Aim of the task. Write out again exactly the lines from the one containing "Write a component" through the one containing "const SELECTED_ROWS = 15;", both included, and omit the pictures.

Dataset entries.
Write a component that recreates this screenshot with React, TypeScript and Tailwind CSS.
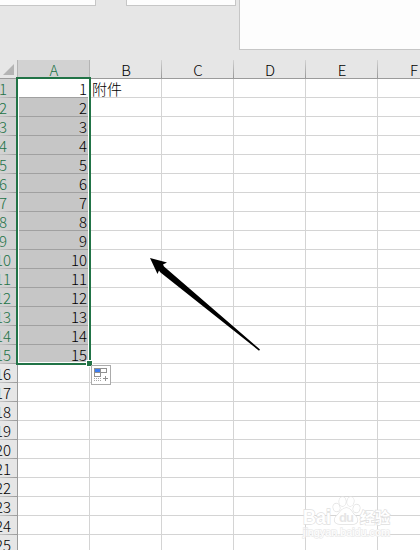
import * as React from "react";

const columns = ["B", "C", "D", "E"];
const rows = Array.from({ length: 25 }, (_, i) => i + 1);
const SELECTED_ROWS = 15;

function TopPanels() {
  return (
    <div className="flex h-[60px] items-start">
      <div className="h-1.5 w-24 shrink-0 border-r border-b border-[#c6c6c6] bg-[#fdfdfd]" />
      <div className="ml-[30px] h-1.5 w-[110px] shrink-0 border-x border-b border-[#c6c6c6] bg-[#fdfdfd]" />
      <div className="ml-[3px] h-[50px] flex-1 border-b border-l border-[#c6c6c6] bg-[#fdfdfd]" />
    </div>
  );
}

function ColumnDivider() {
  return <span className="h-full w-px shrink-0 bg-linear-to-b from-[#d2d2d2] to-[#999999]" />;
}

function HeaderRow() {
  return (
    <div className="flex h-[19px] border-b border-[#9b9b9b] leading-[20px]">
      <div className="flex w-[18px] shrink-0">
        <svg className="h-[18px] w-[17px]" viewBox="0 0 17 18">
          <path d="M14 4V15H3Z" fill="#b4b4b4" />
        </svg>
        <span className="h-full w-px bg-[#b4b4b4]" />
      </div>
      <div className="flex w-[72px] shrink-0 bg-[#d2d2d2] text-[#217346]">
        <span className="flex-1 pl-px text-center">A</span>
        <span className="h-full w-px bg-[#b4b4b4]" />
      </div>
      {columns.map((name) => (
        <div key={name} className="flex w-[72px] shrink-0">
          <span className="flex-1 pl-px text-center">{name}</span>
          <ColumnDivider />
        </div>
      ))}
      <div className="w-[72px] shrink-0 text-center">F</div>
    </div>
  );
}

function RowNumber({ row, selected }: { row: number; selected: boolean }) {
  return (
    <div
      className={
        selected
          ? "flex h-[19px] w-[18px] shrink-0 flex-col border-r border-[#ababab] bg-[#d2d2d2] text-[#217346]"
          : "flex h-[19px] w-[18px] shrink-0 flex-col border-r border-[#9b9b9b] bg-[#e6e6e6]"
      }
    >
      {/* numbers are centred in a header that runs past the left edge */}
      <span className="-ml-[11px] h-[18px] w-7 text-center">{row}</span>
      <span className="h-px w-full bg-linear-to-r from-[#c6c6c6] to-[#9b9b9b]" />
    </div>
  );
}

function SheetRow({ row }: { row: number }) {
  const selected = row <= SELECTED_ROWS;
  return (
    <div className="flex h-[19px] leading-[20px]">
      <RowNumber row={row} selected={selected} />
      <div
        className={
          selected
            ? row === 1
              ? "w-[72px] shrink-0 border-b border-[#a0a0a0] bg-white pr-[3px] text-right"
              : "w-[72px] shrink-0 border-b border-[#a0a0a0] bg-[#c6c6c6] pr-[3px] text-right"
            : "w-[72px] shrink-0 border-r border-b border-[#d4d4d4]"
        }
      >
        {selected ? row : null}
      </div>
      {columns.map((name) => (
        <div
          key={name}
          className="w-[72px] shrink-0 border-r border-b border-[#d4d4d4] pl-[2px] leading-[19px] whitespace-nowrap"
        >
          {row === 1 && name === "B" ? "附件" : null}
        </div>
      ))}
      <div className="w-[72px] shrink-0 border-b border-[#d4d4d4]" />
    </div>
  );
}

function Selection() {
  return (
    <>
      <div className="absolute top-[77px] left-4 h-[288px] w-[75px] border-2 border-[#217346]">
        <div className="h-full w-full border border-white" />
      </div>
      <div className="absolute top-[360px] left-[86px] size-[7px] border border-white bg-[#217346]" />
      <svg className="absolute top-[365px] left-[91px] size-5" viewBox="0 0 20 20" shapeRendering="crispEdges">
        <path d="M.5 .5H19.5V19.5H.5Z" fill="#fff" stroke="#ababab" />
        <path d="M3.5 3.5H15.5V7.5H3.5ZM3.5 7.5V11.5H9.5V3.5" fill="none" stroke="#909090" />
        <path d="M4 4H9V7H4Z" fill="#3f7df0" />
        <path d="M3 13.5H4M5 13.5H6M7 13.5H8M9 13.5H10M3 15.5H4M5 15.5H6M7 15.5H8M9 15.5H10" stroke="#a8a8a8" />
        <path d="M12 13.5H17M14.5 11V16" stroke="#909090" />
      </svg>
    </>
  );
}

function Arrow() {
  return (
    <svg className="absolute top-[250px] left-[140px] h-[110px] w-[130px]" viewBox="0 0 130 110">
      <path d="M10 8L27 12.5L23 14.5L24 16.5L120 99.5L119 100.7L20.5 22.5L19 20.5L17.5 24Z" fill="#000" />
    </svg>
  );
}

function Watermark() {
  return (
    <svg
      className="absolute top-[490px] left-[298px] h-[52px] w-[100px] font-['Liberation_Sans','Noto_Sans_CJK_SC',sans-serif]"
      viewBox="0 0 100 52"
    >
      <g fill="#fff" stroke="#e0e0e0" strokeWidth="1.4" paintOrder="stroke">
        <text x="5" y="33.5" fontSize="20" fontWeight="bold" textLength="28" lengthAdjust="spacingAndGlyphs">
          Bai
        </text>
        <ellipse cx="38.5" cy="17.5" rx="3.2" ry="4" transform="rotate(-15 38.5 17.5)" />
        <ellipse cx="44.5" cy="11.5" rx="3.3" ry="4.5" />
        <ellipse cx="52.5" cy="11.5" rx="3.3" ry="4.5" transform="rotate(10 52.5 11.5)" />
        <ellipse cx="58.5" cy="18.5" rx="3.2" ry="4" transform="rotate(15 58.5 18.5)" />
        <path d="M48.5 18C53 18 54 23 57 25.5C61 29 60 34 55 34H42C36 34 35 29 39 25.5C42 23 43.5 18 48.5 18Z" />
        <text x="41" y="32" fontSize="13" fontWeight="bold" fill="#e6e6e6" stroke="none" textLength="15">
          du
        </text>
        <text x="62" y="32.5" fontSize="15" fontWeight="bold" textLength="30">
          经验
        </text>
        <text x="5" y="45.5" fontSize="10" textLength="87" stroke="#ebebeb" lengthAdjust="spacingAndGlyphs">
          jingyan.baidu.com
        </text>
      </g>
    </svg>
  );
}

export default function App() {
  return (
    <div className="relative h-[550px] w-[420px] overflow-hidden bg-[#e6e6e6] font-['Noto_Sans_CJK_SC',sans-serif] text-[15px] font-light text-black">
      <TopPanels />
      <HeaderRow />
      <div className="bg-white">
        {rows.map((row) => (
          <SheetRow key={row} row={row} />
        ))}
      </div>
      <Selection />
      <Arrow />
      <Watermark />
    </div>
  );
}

==

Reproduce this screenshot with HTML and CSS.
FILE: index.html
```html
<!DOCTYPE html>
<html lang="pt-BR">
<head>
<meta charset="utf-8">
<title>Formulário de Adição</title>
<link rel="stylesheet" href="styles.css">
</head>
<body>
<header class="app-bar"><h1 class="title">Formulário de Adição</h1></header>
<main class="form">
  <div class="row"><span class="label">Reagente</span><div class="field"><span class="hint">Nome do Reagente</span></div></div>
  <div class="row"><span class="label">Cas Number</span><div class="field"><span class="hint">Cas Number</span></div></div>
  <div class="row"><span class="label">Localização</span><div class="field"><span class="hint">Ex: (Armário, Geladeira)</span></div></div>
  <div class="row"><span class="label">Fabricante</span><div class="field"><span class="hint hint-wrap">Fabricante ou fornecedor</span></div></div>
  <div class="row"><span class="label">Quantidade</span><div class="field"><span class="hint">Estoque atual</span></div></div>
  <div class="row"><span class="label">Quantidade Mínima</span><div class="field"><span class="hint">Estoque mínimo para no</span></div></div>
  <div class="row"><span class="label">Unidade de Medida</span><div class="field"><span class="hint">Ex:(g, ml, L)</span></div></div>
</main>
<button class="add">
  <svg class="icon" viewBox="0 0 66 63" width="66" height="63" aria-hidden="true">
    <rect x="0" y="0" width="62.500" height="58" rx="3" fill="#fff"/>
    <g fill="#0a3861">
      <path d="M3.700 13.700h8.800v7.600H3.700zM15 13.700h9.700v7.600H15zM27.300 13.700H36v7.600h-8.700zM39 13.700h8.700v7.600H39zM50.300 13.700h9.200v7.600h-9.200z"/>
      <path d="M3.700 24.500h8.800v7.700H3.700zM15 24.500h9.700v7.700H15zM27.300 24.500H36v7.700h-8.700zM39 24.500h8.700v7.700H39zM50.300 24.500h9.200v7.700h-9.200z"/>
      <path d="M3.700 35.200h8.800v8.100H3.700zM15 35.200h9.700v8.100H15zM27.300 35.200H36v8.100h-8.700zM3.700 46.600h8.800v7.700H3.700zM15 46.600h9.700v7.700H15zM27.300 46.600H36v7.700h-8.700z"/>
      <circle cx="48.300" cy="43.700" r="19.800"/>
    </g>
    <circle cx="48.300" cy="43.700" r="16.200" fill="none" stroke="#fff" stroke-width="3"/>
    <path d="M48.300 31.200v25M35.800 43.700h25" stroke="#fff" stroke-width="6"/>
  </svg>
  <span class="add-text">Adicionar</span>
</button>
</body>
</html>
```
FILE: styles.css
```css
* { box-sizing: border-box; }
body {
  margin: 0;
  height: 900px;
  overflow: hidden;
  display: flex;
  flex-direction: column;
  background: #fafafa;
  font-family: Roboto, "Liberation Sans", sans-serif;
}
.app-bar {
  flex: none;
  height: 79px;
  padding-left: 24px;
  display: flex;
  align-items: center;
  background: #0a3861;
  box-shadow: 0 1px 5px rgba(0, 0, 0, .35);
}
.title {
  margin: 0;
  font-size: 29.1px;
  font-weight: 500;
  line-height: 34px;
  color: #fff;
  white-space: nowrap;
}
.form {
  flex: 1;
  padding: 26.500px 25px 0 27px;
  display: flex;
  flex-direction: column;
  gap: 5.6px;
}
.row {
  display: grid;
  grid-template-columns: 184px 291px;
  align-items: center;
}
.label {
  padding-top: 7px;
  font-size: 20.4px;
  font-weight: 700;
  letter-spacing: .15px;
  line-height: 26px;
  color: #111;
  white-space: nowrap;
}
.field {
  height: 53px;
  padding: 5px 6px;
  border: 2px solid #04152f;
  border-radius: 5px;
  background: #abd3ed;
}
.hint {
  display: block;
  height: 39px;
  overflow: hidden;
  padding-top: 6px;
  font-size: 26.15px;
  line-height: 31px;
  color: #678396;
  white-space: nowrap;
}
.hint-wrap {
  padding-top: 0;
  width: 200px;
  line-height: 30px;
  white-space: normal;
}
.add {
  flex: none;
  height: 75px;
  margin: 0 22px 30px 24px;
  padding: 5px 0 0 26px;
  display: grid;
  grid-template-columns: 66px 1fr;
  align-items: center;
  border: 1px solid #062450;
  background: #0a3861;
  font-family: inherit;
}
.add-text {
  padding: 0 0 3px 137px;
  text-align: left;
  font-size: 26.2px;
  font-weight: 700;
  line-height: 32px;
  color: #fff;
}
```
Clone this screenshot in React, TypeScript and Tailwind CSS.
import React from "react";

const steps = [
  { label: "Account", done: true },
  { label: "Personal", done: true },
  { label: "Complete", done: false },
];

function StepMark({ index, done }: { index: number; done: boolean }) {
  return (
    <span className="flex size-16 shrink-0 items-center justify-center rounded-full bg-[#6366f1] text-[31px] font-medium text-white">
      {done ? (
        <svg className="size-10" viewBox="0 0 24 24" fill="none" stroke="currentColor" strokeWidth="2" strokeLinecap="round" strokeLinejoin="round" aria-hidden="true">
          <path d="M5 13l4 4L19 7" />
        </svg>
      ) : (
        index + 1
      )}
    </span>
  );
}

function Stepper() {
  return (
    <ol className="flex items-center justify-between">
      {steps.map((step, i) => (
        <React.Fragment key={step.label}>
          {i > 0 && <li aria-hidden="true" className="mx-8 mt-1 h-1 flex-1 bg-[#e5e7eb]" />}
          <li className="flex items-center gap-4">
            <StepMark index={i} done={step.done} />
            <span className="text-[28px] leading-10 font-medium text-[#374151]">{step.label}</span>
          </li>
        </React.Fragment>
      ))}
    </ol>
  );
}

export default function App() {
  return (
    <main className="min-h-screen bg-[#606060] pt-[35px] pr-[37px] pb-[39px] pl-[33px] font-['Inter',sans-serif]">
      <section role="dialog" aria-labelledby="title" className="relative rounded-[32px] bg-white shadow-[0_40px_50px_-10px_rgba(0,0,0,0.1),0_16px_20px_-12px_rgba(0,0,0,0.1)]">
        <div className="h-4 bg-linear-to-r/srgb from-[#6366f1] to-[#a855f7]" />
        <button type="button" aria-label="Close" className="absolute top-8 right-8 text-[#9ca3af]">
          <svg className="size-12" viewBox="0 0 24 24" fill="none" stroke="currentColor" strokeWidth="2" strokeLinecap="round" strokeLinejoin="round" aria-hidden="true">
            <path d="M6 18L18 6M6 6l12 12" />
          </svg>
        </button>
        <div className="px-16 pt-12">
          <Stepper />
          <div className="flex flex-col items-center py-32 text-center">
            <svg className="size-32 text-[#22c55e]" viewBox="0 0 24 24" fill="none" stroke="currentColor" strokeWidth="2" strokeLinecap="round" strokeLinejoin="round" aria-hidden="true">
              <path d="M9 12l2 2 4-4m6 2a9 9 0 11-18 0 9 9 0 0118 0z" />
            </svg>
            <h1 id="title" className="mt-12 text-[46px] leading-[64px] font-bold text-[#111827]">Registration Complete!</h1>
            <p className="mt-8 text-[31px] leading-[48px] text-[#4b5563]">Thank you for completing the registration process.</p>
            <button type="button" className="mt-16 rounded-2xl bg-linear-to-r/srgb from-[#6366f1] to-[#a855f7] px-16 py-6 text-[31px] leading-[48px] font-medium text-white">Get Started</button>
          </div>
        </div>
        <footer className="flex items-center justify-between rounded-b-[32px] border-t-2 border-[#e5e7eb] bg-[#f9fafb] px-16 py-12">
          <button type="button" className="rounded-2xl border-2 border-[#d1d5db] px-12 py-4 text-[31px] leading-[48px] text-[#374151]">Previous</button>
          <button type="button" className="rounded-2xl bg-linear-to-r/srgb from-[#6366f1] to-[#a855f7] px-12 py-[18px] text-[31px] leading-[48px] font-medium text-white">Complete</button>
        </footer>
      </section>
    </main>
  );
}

Correct result.
Write a component that recreates this screenshot with React, TypeScript and Tailwind CSS.
import * as React from "react";

const columns = ["B", "C", "D", "E"];
const rows = Array.from({ length: 25 }, (_, i) => i + 1);
const SELECTED_ROWS = 15;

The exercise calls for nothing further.